Focusing on care as her thesis subject came from her lived experience with swimming. Her competitive swim times quickly placed her in the top 10 in the world.
“Because there had never been an athlete with my level of impairment swim for New Zealand, the level of care required for me to train and compete was something Paralympics New Zealand hadn’t worked with before - they didn’t know what to do with me.
“It wasn’t until I started to look through the literature, I realised so little was known about the experiences and perspectives of bodies that need bodies - of athletes who actually need and receive care. There has been much research done on and for para-athletes, but very little published by para-athletes, particularly those most marginalised in sport. I realised there was a huge opportunity to tell that story,” she says.
That story - which is the first chapter in her thesis - begins in 2013. At the age of 42, six days after the birth of her second child, Dr Lowry suffered a life-altering injury.
She went from being a “strong, six-packed, kite-surfing wahine” to a tetraplegic.
“My partner had just given birth and come out of hospital, and we had a mate visiting, so I decided to take him to the beach and show him a good time. I was out surfing, and I dove off my board without my hands up above my head, I hit the bottom and I broke my neck.
“You have to write a different story when you experience a life changing injury. But not often do you have an opportunity to live two lives in one life. When I look back, or see photographs of the old me, it's a like the death of a friend. I miss her, but I can’t wish her back. I’m grateful to her for providing the strong foundations on which to build the new me."
Having lived “two lives”, Dr Lowry knew what athletic success could and should feel like, but her experience as a para-athlete was problematic.
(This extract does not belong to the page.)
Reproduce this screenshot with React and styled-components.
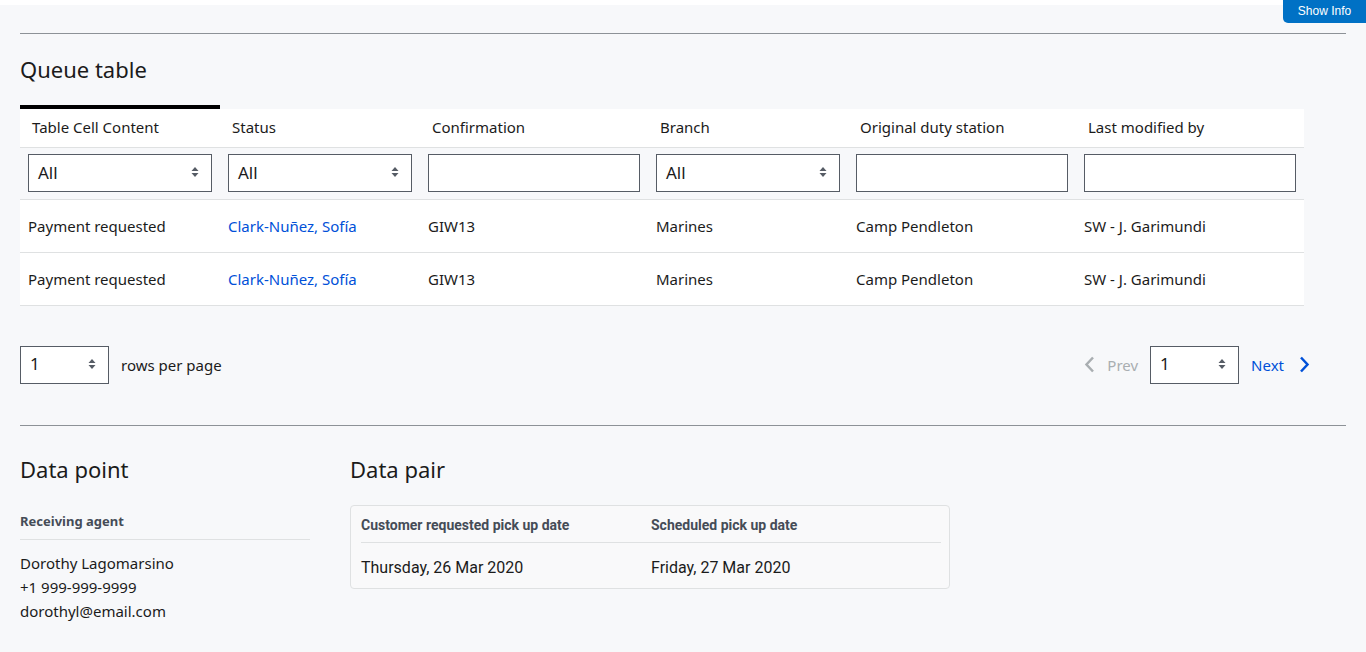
import styled, { createGlobalStyle } from "styled-components";

const GlobalStyle = createGlobalStyle`
  html, body {
    margin: 0;
    padding: 0;
    background: #f7f8fa;
    font-family: "Noto Sans", Inter, sans-serif;
    color: #1b1b1b;
  }
  * { box-sizing: border-box; }
`;

const columns = [
  { label: "Table Cell Content", width: 200, filter: "select", active: true },
  { label: "Status", width: 200, filter: "select" },
  { label: "Confirmation", width: 228, filter: "text" },
  { label: "Branch", width: 200, filter: "select" },
  { label: "Original duty station", width: 228, filter: "text" },
  { label: "Last modified by", width: 228, filter: "text" },
];

const rows = [
  ["Payment requested", "Clark-Nuñez, Sofía", "GIW13", "Marines", "Camp Pendleton", "SW - J. Garimundi"],
  ["Payment requested", "Clark-Nuñez, Sofía", "GIW13", "Marines", "Camp Pendleton", "SW - J. Garimundi"],
];

const Arrows = () => (
  <svg width="8" height="12" viewBox="0 0 8 12">
    <path d="M4 1 L7.5 5 L0.5 5 Z" fill="#565c65" />
    <path d="M4 11 L7.5 7 L0.5 7 Z" fill="#565c65" />
  </svg>
);

const Chevron = ({ dir, color }) => (
  <svg width="11" height="17" viewBox="0 0 11 17">
    <path
      d={dir === "left" ? "M9 1.5 L2.5 8.5 L9 15.5" : "M2 1.5 L8.5 8.5 L2 15.5"}
      fill="none"
      stroke={color}
      strokeWidth="2.5"
    />
  </svg>
);

const App = () => {
  return (
    <>
      <GlobalStyle />
      <TopStrip />
      <ShowInfo>Show Info</ShowInfo>
      <Page>
        <Rule />
        <Heading>Queue table</Heading>
        <Table>
          <colgroup>
            {columns.map((c) => (
              <col key={c.label} style={{ width: c.width }} />
            ))}
          </colgroup>
          <thead>
            <tr>
              {columns.map((c) => (
                <Th key={c.label} $active={c.active}>
                  {c.label}
                </Th>
              ))}
            </tr>
            <FilterRow>
              {columns.map((c) => (
                <FilterCell key={c.label}>
                  {c.filter === "select" ? (
                    <SelectBox>
                      <span>All</span>
                      <Arrows />
                    </SelectBox>
                  ) : (
                    <TextBox />
                  )}
                </FilterCell>
              ))}
            </FilterRow>
          </thead>
          <tbody>
            {rows.map((r, i) => (
              <tr key={i}>
                {r.map((cell, j) => (
                  <Td key={j}>{j === 1 ? <Link>{cell}</Link> : cell}</Td>
                ))}
              </tr>
            ))}
          </tbody>
        </Table>

        <Pagination>
          <PerPage>
            <SmallSelect>
              <span>1</span>
              <Arrows />
            </SmallSelect>
            <PagerText>rows per page</PagerText>
          </PerPage>
          <Pager>
            <PagerButton $disabled>
              <Chevron dir="left" color="#a9aeb1" />
              Prev
            </PagerButton>
            <SmallSelect>
              <span>1</span>
              <Arrows />
            </SmallSelect>
            <PagerButton $next>
              Next
              <Chevron dir="right" color="#0050d8" />
            </PagerButton>
          </Pager>
        </Pagination>

        <Rule />
        <Bottom>
          <DataPoint>
            <Heading $lower>Data point</Heading>
            <Label>Receiving agent</Label>
            <Lines>
              <div>Dorothy Lagomarsino</div>
              <div>+1 999-999-9999</div>
              <div>dorothyl@email.com</div>
            </Lines>
          </DataPoint>
          <DataPair>
            <Heading $lower>Data pair</Heading>
            <PairCard>
              <PairHead>
                <PairLabel>Customer requested pick up date</PairLabel>
                <PairLabel>Scheduled pick up date</PairLabel>
              </PairHead>
              <PairBody>
                <PairValue>Thursday, 26 Mar 2020</PairValue>
                <PairValue>Friday, 27 Mar 2020</PairValue>
              </PairBody>
            </PairCard>
          </DataPair>
        </Bottom>
      </Page>
    </>
  );
};

const TopStrip = styled.div`
  height: 5px;
  background: #ffffff;
`;

const ShowInfo = styled.button`
  position: absolute;
  top: 0;
  right: 0;
  width: 83px;
  height: 23px;
  border: none;
  border-radius: 0 0 0 5px;
  background: #0071c5;
  color: #ffffff;
  font-family: "Liberation Sans", Arial, sans-serif;
  font-size: 12px;
  padding: 0 0 2px 0;
`;

const Page = styled.div`
  padding: 28px 20px 30px 20px;
`;

const Rule = styled.hr`
  margin: 0;
  border: none;
  border-top: 1px solid #8d9297;
`;

const Heading = styled.h2`
  margin: ${(p) => (p.$lower ? "30px 0 0 0" : "22px 0 23px 0")};
  font-size: 22px;
  font-weight: 400;
  line-height: 26px;
  color: #1b1b1b;
`;

const Table = styled.table`
  width: 1284px;
  table-layout: fixed;
  border-collapse: collapse;
  font-size: 15px;
`;

const Th = styled.th`
  height: 40px;
  padding: 0 8px 2px 12px;
  text-align: left;
  font-weight: 400;
  background: #ffffff;
  border-top: 4px solid ${(p) => (p.$active ? "#000000" : "#f7f8fa")};
  border-bottom: 1px solid #dfe1e2;
  vertical-align: middle;
`;

const FilterRow = styled.tr`
  background: #f7f8fa;
`;

const FilterCell = styled.td`
  height: 52px;
  padding: 6px 8px;
  border-bottom: 1px solid #dfe1e2;
`;

const boxStyles = `
  height: 38px;
  border: 1px solid #565c65;
  background: #ffffff;
`;

const SelectBox = styled.div`
  ${boxStyles}
  width: 184px;
  display: flex;
  align-items: center;
  justify-content: space-between;
  padding: 0 12px 2px 9px;
  font-size: 17px;
`;

const TextBox = styled.div`
  ${boxStyles}
  width: 100%;
`;

const Td = styled.td`
  height: 53px;
  padding: 0 8px;
  background: #ffffff;
  border-bottom: 1px solid #dfe1e2;
`;

const Link = styled.span`
  color: #0050d8;
`;

const Pagination = styled.div`
  display: flex;
  justify-content: space-between;
  align-items: center;
  width: 1290px;
  margin: 40px 0 41px 0;
`;

const PerPage = styled.div`
  display: flex;
  align-items: center;
  gap: 12px;
`;

const SmallSelect = styled(SelectBox)`
  width: 89px;
`;

const PagerText = styled.span`
  font-size: 15px;
`;

const Pager = styled.div`
  display: flex;
  align-items: center;
  gap: 12px;
`;

const PagerButton = styled.span`
  display: flex;
  align-items: center;
  gap: ${(p) => (p.$next ? "15px" : "12px")};
  font-size: 15px;
  color: ${(p) => (p.$disabled ? "#a9aeb1" : "#0050d8")};
`;

const Bottom = styled.div`
  display: flex;
  gap: 40px;
`;

const DataPoint = styled.div`
  width: 290px;
`;

const Label = styled.div`
  font-size: 13px;
  font-weight: 700;
  color: #454c57;
  padding-bottom: 9px;
  border-bottom: 1px solid #dfe1e2;
  margin-top: 30px;
`;

const Lines = styled.div`
  margin-top: 11px;
  font-size: 15px;
  line-height: 24px;
`;

const DataPair = styled.div`
  width: 600px;
`;

const PairCard = styled.div`
  border: 1px solid #dfe1e2;
  border-radius: 4px;
  background: #f9f9fa;
  padding: 0 8px 0 10px;
  margin-top: 23px;
  font-family: Roboto, "Noto Sans", sans-serif;
`;

const PairHead = styled.div`
  display: grid;
  grid-template-columns: 290px 1fr;
  padding: 11px 0 9px 0;
  border-bottom: 1px solid #dfe1e2;
`;

const PairLabel = styled.div`
  font-size: 14px;
  font-weight: 700;
  color: #454c57;
`;

const PairBody = styled.div`
  display: grid;
  grid-template-columns: 290px 1fr;
  padding: 15px 0 11px 0;
`;

const PairValue = styled.div`
  font-size: 16px;
`;

export default App;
"Despite the fact it's sport for disabled people, high-performance disability sport is grounded in able bodied models. Athletes are expected to be autonomous, high functioning and driven and while I’m driven, I'm neither high functioning nor independent."
"A support worker gets me up in the morning, they move me, they stretch me, they take off my pyjamas, put my togs on, they move me to the edge of the bed, and help transfer me to the wheelchair. While I independently drive to the pool, they meet me there and help me transfer onto a hoist and into the water.
“Like other athletes with high support needs, I'm a body that needs a body to participate in everyday life, and that need is intensified with my participation in sport.”
Dr Lowry interviewed 11 high-performance para-athletes, seven organisational representatives and two support workers for her research. Her thesis is an unflinching look at highly impaired para-athletes and the critical role carers play. Her findings introduce the “messy, gritty, embodied experiences” of impairment, crip time, emotional labour and interdependence that shape the daily lives of athletes with high support needs.
“Sporting organisations need to understand athletes with high support needs bodies do not bend to the stopwatch, and support workers are often forced to deliver ‘care on time’ in a system that affords no time for care. If the carers are recognised for the mahi that they do, if organisations are resourced to provide care, it levels the playing field for all of us,” she says.
On 19 May, Dr Lowry will present her research at the International Paralympics Committee (IPC) 2026 VISTA virtual conference as a panellist. She is motivated by the chance to see duty of care genuinely realised in high-performance sport.
“The IPC want to raise the participation of those with higher levels of impairment, and they want to engage with what I’ve got to say.
“My thesis is just the beginning - the start of the conversation. If you build a sporting system grounded on those with the least presence, on their lived reality, the system will be truly inclusive.”